__Given data__.
/---

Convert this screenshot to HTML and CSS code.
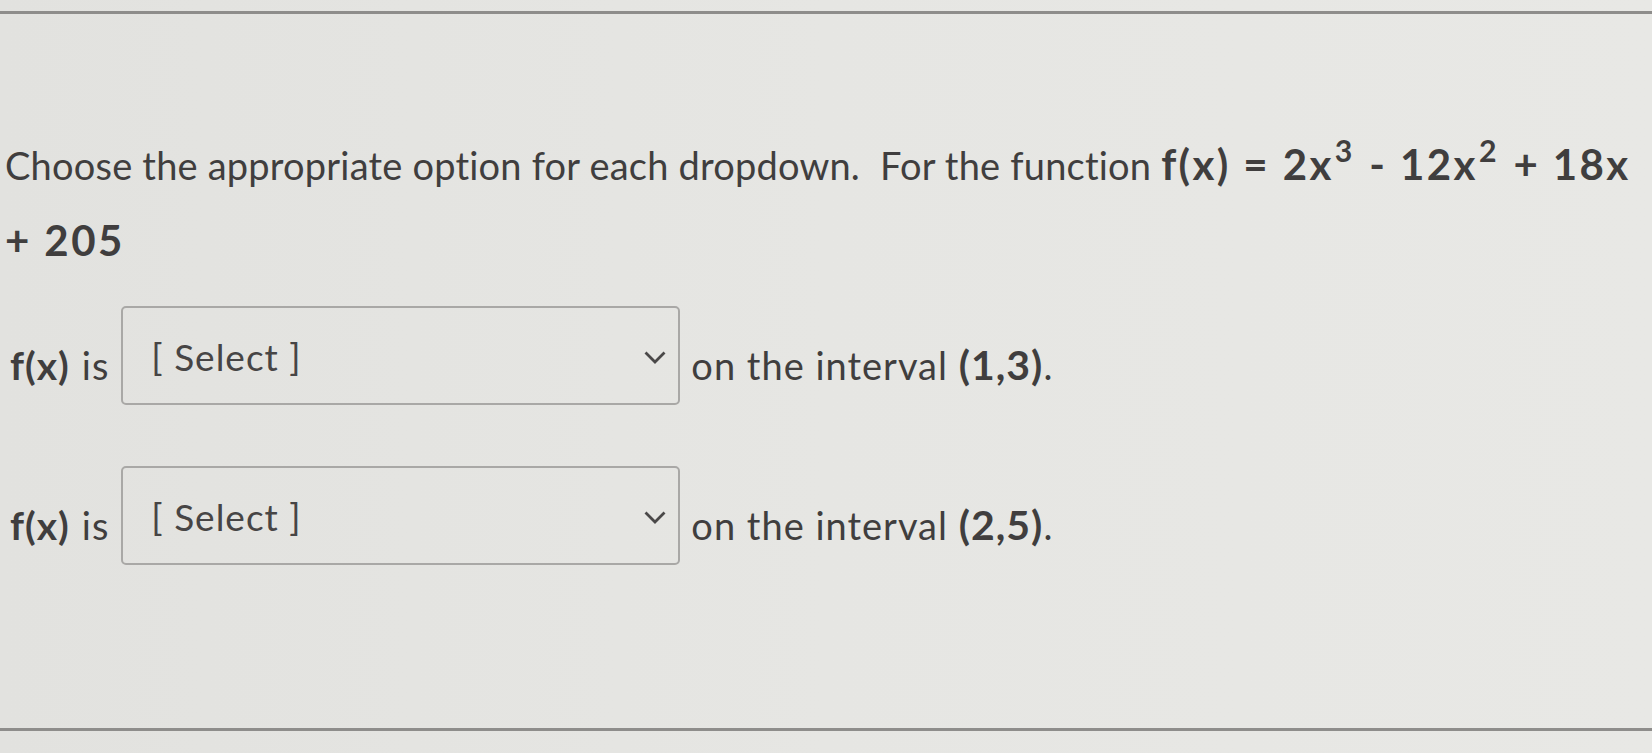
FILE: index.html
```html
<!DOCTYPE html>
<html>
<head>
<meta charset="utf-8">
<link rel="stylesheet" href="styles.css">
</head>
<body>
<div class="page">
  <div class="rule rule-top"></div>
  <div class="content">
    <p class="question">Choose the appropriate option for each dropdown.&nbsp; For the function <strong class="math">f(x) = 2x<sup>3</sup> - 12x<sup>2</sup> + 18x + 205</strong></p>
    <div class="rows">
      <div class="row">
        <strong class="fx">f(x)</strong><span class="is">is</span>
        <div class="select">
          <span class="select-text">[ Select ]</span>
          <svg class="chev" width="24" height="16" viewBox="0 0 24 16"><path d="M2.5 2.5 L12 12 L21.5 2.5" fill="none" stroke="#4a4848" stroke-width="2.8"/></svg>
        </div>
        <span class="after">on the interval <strong class="interval">(1,3)</strong>.</span>
      </div>
      <div class="row">
        <strong class="fx">f(x)</strong><span class="is">is</span>
        <div class="select">
          <span class="select-text">[ Select ]</span>
          <svg class="chev" width="24" height="16" viewBox="0 0 24 16"><path d="M2.5 2.5 L12 12 L21.5 2.5" fill="none" stroke="#4a4848" stroke-width="2.8"/></svg>
        </div>
        <span class="after">on the interval <strong class="interval">(2,5)</strong>.</span>
      </div>
    </div>
  </div>
  <div class="rule rule-bottom"></div>
</div>
</body>
</html>
```
FILE: styles.css
```css
html, body {
  margin: 0;
  padding: 0;
}
body {
  background: #e4e4e1;
  font-family: Lato, "Open Sans", sans-serif;
  color: #403e3e;
}
.page {
  width: 1652px;
  height: 753px;
  overflow: hidden;
  display: flex;
  flex-direction: column;
  background: linear-gradient(90deg, #e2e2df 0%, #e6e6e3 50%, #e8e8e5 100%);
}
.rule {
  height: 3px;
  background: #8e8d8b;
  flex: none;
}
.rule-top {
  margin-top: 11px;
}
.content {
  flex: 1;
  padding: 0 0 0 5px;
}
.question {
  margin: 113px 0 0 0;
  font-size: 38px;
  letter-spacing: 0.2px;
  line-height: 75px;
  max-width: 1640px;
}
.math {
  font-weight: 700;
  font-size: 42px;
  letter-spacing: 2.4px;
}
.math sup {
  font-size: 0.72em;
  line-height: 0;
  vertical-align: 0.6em;
  margin-left: 1px;
  margin-right: 2px;
}
.rows {
  margin-top: 27px;
  display: flex;
  flex-direction: column;
  gap: 61px;
  padding-left: 5px;
}
.row {
  display: flex;
  align-items: center;
  font-size: 38px;
  letter-spacing: 1px;
}
.fx, .is, .after {
  margin-top: 18px;
}
.fx {
  font-weight: 700;
  font-size: 39px;
}
.is {
  margin-left: 12px;
  margin-right: 12px;
}
.select {
  width: 559px;
  height: 99px;
  box-sizing: border-box;
  border: 2px solid #a9a8a6;
  border-radius: 5px;
  display: flex;
  align-items: center;
  justify-content: space-between;
  padding: 0 11px 0 28px;
  margin-right: 11px;
}
.select-text {
  font-size: 37px;
  color: #474545;
  margin-top: 2px;
}
.chev {
  margin-top: 4px;
}
.interval {
  font-weight: 700;
  font-size: 41px;
}
.rule-bottom {
  margin-bottom: 22px;
}
```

\---

__Brief__. Leave the images out and output the remaining material exactly as it stands.

__Expected answer__.
Convert this screenshot to HTML and CSS code.
FILE: index.html
```html
<!DOCTYPE html>
<html>
<head>
<meta charset="utf-8">
<link rel="stylesheet" href="styles.css">
</head>
<body>
<div class="page">
  <div class="rule rule-top"></div>
  <div class="content">
    <p class="question">Choose the appropriate option for each dropdown.&nbsp; For the function <strong class="math">f(x) = 2x<sup>3</sup> - 12x<sup>2</sup> + 18x + 205</strong></p>
    <div class="rows">
      <div class="row">
        <strong class="fx">f(x)</strong><span class="is">is</span>
        <div class="select">
          <span class="select-text">[ Select ]</span>
          <svg class="chev" width="24" height="16" viewBox="0 0 24 16"><path d="M2.5 2.5 L12 12 L21.5 2.5" fill="none" stroke="#4a4848" stroke-width="2.8"/></svg>
        </div>
        <span class="after">on the interval <strong class="interval">(1,3)</strong>.</span>
      </div>
      <div class="row">
        <strong class="fx">f(x)</strong><span class="is">is</span>
        <div class="select">
          <span class="select-text">[ Select ]</span>
          <svg class="chev" width="24" height="16" viewBox="0 0 24 16"><path d="M2.5 2.5 L12 12 L21.5 2.5" fill="none" stroke="#4a4848" stroke-width="2.8"/></svg>
        </div>
        <span class="after">on the interval <strong class="interval">(2,5)</strong>.</span>
      </div>
    </div>
  </div>
  <div class="rule rule-bottom"></div>
</div>
</body>
</html>
```
FILE: styles.css
```css
html, body {
  margin: 0;
  padding: 0;
}
body {
  background: #e4e4e1;
  font-family: Lato, "Open Sans", sans-serif;
  color: #403e3e;
}
.page {
  width: 1652px;
  height: 753px;
  overflow: hidden;
  display: flex;
  flex-direction: column;
  background: linear-gradient(90deg, #e2e2df 0%, #e6e6e3 50%, #e8e8e5 100%);
}
.rule {
  height: 3px;
  background: #8e8d8b;
  flex: none;
}
.rule-top {
  margin-top: 11px;
}
.content {
  flex: 1;
  padding: 0 0 0 5px;
}
.question {
  margin: 113px 0 0 0;
  font-size: 38px;
  letter-spacing: 0.2px;
  line-height: 75px;
  max-width: 1640px;
}
.math {
  font-weight: 700;
  font-size: 42px;
  letter-spacing: 2.4px;
}
.math sup {
  font-size: 0.72em;
  line-height: 0;
  vertical-align: 0.6em;
  margin-left: 1px;
  margin-right: 2px;
}
.rows {
  margin-top: 27px;
  display: flex;
  flex-direction: column;
  gap: 61px;
  padding-left: 5px;
}
.row {
  display: flex;
  align-items: center;
  font-size: 38px;
  letter-spacing: 1px;
}
.fx, .is, .after {
  margin-top: 18px;
}
.fx {
  font-weight: 700;
  font-size: 39px;
}
.is {
  margin-left: 12px;
  margin-right: 12px;
}
.select {
  width: 559px;
  height: 99px;
  box-sizing: border-box;
  border: 2px solid #a9a8a6;
  border-radius: 5px;
  display: flex;
  align-items: center;
  justify-content: space-between;
  padding: 0 11px 0 28px;
  margin-right: 11px;
}
.select-text {
  font-size: 37px;
  color: #474545;
  margin-top: 2px;
}
.chev {
  margin-top: 4px;
}
.interval {
  font-weight: 700;
  font-size: 41px;
}
.rule-bottom {
  margin-bottom: 22px;
}
```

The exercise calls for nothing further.